And just like that, my season at Whitetail is through.
This weekend, I’m attending a women’s ski-and-toboggan clinic at Sno Mountain in Scranton, Penn. A few days later, we’ll be boarding a plane for a long-awaited ski vacation to the Alps and Dolomites. By the time we return, Whitetail will likely be long closed for the season. It’s all exciting stuff, but man, was it sad leaving Whitetail on Monday afternoon with the knowledge that we won’t be back until next season!
There were a lot of emotions swirling around as I packed up the car with the ski gear, snacks, bedding and other essentials I’ve amassed throughout the season. The chief emotion was disbelief—with the long trips between Whitetail, Virginia Beach and D.C. and the actual brevity of this winter (seven weeks for me—maybe nine weeks for the mountain?), the season went by in a blink.
Another emotion: Pride. As we pulled out of the parking lot, my chest swelled with the pride that follows the accomplishment of a long-term, challenging goal. It wasn’t the attainment of the red coat that made me feel all warm and fuzzy, but the fact that I nailed a process-based goal I set for myself back in physical therapy, when I channeled Tim Tebow through this quote from his UF days: “I promise you one thing: A lot of good will come out of this. You have never seen any player in the entire country play as hard as I will play the rest of the season.” As I watched Whitetail fade into the distance in my rearview mirror, I realized that I lived up to the Tebow promise and then some: A lot of good came out of this (this=my ACL tear). You have never seen any ski patroller try as hard as I tried this season.
But most of all, I felt a rush of gratitude thinking of all the people who helped me get here. Anytime you set out to accomplish a goal that feels out of your reach, you need someone who believes in you before you believe in yourself. Even in my roughest days of training, I had a whole cadre of cheerleaders—Steve, my friends, my classmates, the S&T instructors—reminding me that they believed I could get there. And I did.

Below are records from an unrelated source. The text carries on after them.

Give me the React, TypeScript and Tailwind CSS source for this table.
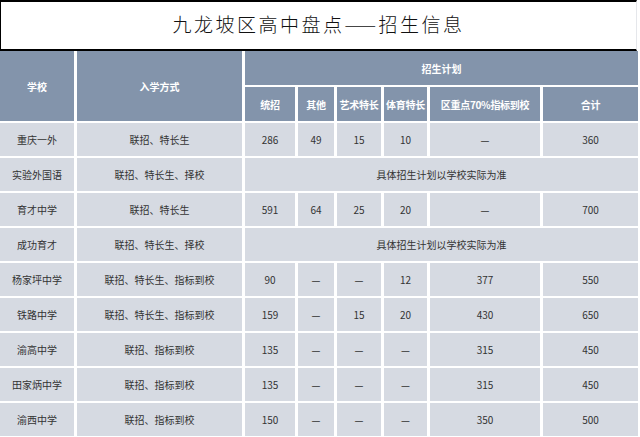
type Row = { school: string; way: string; cells?: string[] };

const rows: Row[] = [
  { school: "重庆一外", way: "联招、特长生", cells: ["286", "49", "15", "10", "—", "360"] },
  { school: "实验外国语", way: "联招、特长生、择校" },
  { school: "育才中学", way: "联招、特长生", cells: ["591", "64", "25", "20", "—", "700"] },
  { school: "成功育才", way: "联招、特长生、择校" },
  { school: "杨家坪中学", way: "联招、特长生、指标到校", cells: ["90", "—", "—", "12", "377", "550"] },
  { school: "铁路中学", way: "联招、特长生、指标到校", cells: ["159", "—", "15", "20", "430", "650"] },
  { school: "渝高中学", way: "联招、指标到校", cells: ["135", "—", "—", "—", "315", "450"] },
  { school: "田家炳中学", way: "联招、指标到校", cells: ["135", "—", "—", "—", "315", "450"] },
  { school: "渝西中学", way: "联招、指标到校", cells: ["150", "—", "—", "—", "350", "500"] },
];

const subHeads = ["统招", "其他", "艺术特长", "体育特长", "区重点70%指标到校", "合计"];

const font = { fontFamily: '"Noto Sans CJK SC", "Noto Sans", sans-serif' };

export default function App() {
  return (
    <div className="w-[640px] h-[437px] bg-white overflow-hidden" style={font}>
      {/* Title */}
      <div className="h-[51px] w-[637px] border-t-2 border-l border-b-2 border-black border-r border-r-gray-200 flex justify-center pt-[9px]">
        <h1 className="text-[19px] leading-[26px] tracking-[2.5px] text-[#111] font-light">九龙坡区高中盘点——招生信息</h1>
      </div>

      <div className="grid grid-cols-[74px_165px_50px_36px_44px_43px_110px_95px] grid-rows-[34px_34px_repeat(9,33px)] gap-x-[3px] gap-y-[2px] w-[638px]">
        {/* Header */}
        <div className="row-span-2 bg-[#8394ab] text-white text-[10px] font-bold flex items-center justify-center">学校</div>
        <div className="row-span-2 bg-[#8394ab] text-white text-[10px] font-bold flex items-center justify-center">入学方式</div>
        <div className="col-span-6 bg-[#8394ab] text-white text-[10px] font-bold flex items-center justify-center">招生计划</div>
        {subHeads.map((h) => (
          <div key={h} className="bg-[#8394ab] text-white text-[10px] font-bold flex items-center justify-center whitespace-nowrap tracking-[-0.3px]">
            {h}
          </div>
        ))}

        {/* Body */}
        {rows.map((r) => (
          <Body key={r.school} row={r} />
        ))}
      </div>
    </div>
  );
}

function Body({ row }: { row: Row }) {
  const cell = "bg-[#d6dae2] text-[#333] text-[10px] flex items-center justify-center whitespace-nowrap";
  return (
    <>
      <div className={cell}>{row.school}</div>
      <div className={cell}>{row.way}</div>
      {row.cells ? (
        row.cells.map((c, i) => (
          <div key={i} className={`${cell} text-[10.5px]`}>
            {c}
          </div>
        ))
      ) : (
        <div className={`${cell} col-span-6`}>具体招生计划以学校实际为准</div>
      )}
    </>
  );
}
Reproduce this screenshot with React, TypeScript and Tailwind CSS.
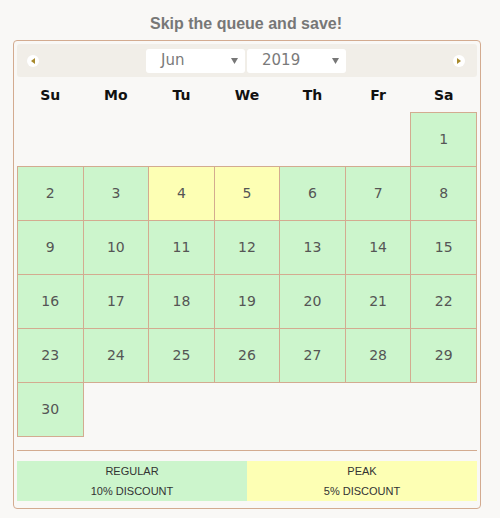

Some other things that happened over the weekend:
I gave Steve a few sled rides to practice my toboggan skills. It was a really pleasing sense of role reversal, since he spent last season towing my gimpy butt around in a sled. He took a few pictures from the passenger’s seat.
I celebrated with my class. On Sunday afternoon, we gathered to take a new class picture—you know, one in which I’m not weeping silently in the back row, or wearing a knee immobilizer.
After posing for a few photos, a few of my classmates took off to go work a shift on top of the beginners’ ski lift, Easy Rider, while the rest of us hung out on top of the mountain. Not more than a minute later, we heard one of our classmates’ voices on the radio, calling in a 10-50, or injury. Now, I’d been hoping for my first “transport” all day, so when we heard the call, I grabbed a sled and headed that way—with the rest of my class in tow. Since Steve still had our camera around his neck from the class photos, he actually took a bunch of photos while the seven of us worked to accomplish what’s essentially a one- or two-person job. I’ll spare the patient—a sweet, good sport of a woman who’d twisted her knee—the embarrassment of having her photo on this blog. But suffice it to say that there’s a photo of us in which we’re all grinning like idiots—including the patient.
The presence of all my classmates made the incident feel like one of our practice scenarios. Of course, it wasn’t, and the patient’s gratitude (like I said, she was a really good sport) drove home the very reason I spent so long training—so that when I actually transported a patient in a sled, it felt like second nature. Which is a pretty good way to end a season, if you ask me.